Zamanım kısıtlı olduğundan hızlıca bakabildim maketlere. Parklara konulsa bu kuş evleri , diye yazmışlar, çocukların zihinsel gelişimini de destekleyebilir. Gerçekten çok hoş şekilleri var, çocuklar hiç bıkmadan hayaller üretebilirler o kuş evlerine bakarak, giren, çıkan, ötüşen kuşları gözlemleyerek. Kuşkusuz o rengarenk evlerin içinde yaşayan kuşlara olan ilgileri de doğayı daha iyi kavrama ve sevmelerine yardımcı olacaktır. Bu bağlamda nefret de sevgi de öğrenilen kavramlar olmuyor mu? Ama çocuklar öğrenmiş öğrenmemiş kimin umurunda. Minicik yavruların beyinleri artık sadece ezberletilen, çünkü yazılar delil oluyor, sevgisizlikle doldurulsun yeter. Bölgemizde örneğin adı üstünde, Kuşadası'ndaki kuş evleri arttırılsa, Bafa Gölü çevresine de konsalar ve bu doğasever tasarımcı gençlerimizin eserlerine belediyelerimiz sahip çıkabilseler ne güzel bir dayanışma olurdu.
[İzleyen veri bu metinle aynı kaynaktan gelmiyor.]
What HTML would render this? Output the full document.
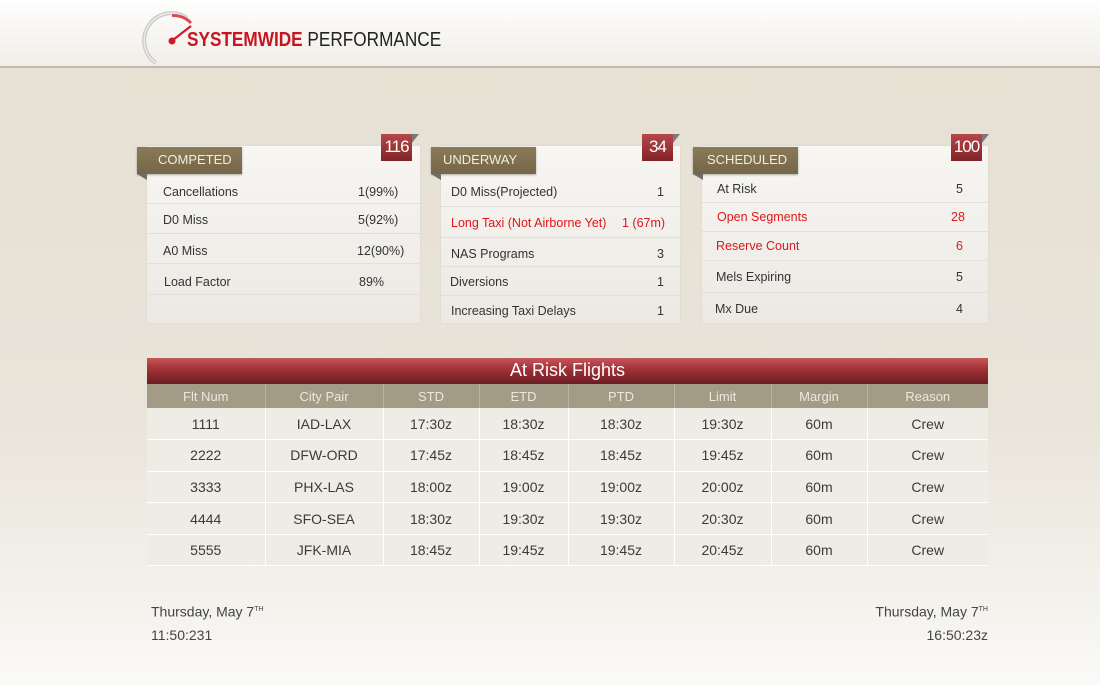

Tasarımcı gençlere sorularım kaldı, soramadım. Örneğin kuş evlerinin tasarımında ayrıca, kuşların su içmelerini kolaylaştıracak, bir düzenleme de var mıydı? Aslında belki başka bir yazımda daha detaylı bahsedebilirim. Ama doğa konusunda ne denli bilinçsiz ve eğitimsiz bir toplum olduğumuzu da görelim artık. Bakın 144 kişilik kalabalık bir heyetle giden Türkiye'nin İklim Konferansı'nda verdiği bildirilerle bile kısık bir ses olmaktan öteye gidemediğini de bugünkü gazetelerden okuyoruz. O zaman niye gitti bu kadar kalabalık diyesim geldi. Biz çok zengin bir ülkeyiz de benim haberim mi yok?
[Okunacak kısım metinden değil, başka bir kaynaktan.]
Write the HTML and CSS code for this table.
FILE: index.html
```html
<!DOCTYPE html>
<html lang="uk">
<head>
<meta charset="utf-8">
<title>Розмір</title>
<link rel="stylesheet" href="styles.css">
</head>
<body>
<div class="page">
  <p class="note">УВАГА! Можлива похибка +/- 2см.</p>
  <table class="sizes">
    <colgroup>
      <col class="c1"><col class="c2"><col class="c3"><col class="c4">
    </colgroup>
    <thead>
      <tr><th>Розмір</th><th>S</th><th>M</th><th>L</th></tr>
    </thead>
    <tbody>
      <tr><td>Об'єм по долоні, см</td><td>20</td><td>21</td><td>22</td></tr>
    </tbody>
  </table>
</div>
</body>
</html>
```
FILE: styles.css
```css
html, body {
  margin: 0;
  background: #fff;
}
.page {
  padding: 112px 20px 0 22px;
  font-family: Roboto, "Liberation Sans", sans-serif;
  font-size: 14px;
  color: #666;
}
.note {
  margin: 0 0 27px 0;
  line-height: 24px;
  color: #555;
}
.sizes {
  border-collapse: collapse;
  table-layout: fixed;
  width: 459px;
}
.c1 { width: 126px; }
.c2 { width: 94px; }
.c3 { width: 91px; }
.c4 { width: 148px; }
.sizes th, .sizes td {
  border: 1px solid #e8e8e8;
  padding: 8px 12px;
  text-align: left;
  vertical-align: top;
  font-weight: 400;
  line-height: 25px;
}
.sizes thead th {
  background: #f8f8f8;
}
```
Orada konferansta bağırmışlar bazı çevreci guruplarımız. “Türkiye ilk defa konuştu ama hedefle ilgili bir şey yok. 12 bin nüfuslu küçük ada devleti Tuvalu burada bağırdı. Türkiye ne yaptı?”* diyen çevrecilerimiz, olay anlatıldığı gişbi geliştiyse tepkilerinde haklı değiller mi?
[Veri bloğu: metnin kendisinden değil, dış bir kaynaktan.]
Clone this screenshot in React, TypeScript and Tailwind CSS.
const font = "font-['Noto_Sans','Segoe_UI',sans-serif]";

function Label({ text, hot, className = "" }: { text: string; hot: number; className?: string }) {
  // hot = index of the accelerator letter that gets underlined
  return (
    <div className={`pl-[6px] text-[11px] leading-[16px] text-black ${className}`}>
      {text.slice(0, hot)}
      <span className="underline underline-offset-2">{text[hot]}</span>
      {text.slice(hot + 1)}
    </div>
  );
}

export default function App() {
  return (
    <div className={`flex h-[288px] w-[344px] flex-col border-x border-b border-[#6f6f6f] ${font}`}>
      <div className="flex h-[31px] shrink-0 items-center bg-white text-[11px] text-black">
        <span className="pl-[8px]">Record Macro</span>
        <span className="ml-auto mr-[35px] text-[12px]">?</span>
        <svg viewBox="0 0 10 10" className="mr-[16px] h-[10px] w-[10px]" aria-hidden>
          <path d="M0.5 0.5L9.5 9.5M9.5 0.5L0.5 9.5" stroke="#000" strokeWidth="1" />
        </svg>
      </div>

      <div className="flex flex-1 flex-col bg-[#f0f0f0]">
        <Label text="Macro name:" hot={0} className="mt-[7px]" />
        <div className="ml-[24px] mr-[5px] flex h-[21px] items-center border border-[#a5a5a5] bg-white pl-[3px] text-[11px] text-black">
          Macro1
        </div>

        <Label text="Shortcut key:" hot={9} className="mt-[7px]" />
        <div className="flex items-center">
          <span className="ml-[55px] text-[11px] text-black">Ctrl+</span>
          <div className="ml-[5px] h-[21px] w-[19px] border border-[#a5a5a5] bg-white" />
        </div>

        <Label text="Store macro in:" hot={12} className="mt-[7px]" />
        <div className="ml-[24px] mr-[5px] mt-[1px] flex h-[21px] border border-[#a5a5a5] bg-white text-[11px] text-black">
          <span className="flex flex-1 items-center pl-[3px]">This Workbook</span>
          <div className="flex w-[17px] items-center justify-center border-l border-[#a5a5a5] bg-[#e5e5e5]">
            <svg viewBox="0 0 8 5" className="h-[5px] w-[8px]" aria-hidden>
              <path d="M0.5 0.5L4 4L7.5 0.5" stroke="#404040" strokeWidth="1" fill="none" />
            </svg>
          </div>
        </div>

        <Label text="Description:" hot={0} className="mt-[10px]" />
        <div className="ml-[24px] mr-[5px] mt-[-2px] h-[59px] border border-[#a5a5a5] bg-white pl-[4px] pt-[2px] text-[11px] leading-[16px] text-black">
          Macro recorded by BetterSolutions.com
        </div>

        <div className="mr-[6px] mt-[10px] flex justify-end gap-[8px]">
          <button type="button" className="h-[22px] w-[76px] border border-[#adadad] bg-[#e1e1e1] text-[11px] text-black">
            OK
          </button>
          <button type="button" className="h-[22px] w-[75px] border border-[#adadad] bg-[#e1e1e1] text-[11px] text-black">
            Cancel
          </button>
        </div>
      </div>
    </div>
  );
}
Gelelim kuş evleri tasarımını yapan gençlerimize yeniden. Bir yanda gencecik yüreklerin, beyinlerin, ellerin onca zaman harcayarak yarattıkları tasarımlar, öte yanda utandıracak derecede aymazlığın ve cehaletin yer aldığı gerçek yaşam, ne olacak o güzel çocukların, üniversiteli tasarımcıların emeklerine? Depolarda kapalı mı kalacak tasarımlar? Yoksa birileri ilgilenecek ve parklar bahçeler o güzelim kuş evleriyle mi donanacak. Neden böyle diyorum bakınız:

Baharda bir sabah kalkıp camdan baktığımda bahçemizdeki tüm ağaçların insafsızca “budanmak” diyemiyorum, evet diyemiyorum resmen yarı yarıya kesilmiş, hepsinin tepe tomurcuklarının uçurulmuş olduğunu gördüm. Üzerindeki kırmızı tohumlarıyla kuşlara bol besin sağlayan çalı türünden dikenli bitkiler de payını almış. O güzelim ağaçlarımızın ana gövde boylarını bile testereyle yarıya indirmişler, öyle ki gövde ucu açık kalmış, yaş halkaları sayılıyor. Anlayacağınız ağacın en tepesindeki sürgün yeri de giyotinle kesilen bir baş gibi uçurulmuş.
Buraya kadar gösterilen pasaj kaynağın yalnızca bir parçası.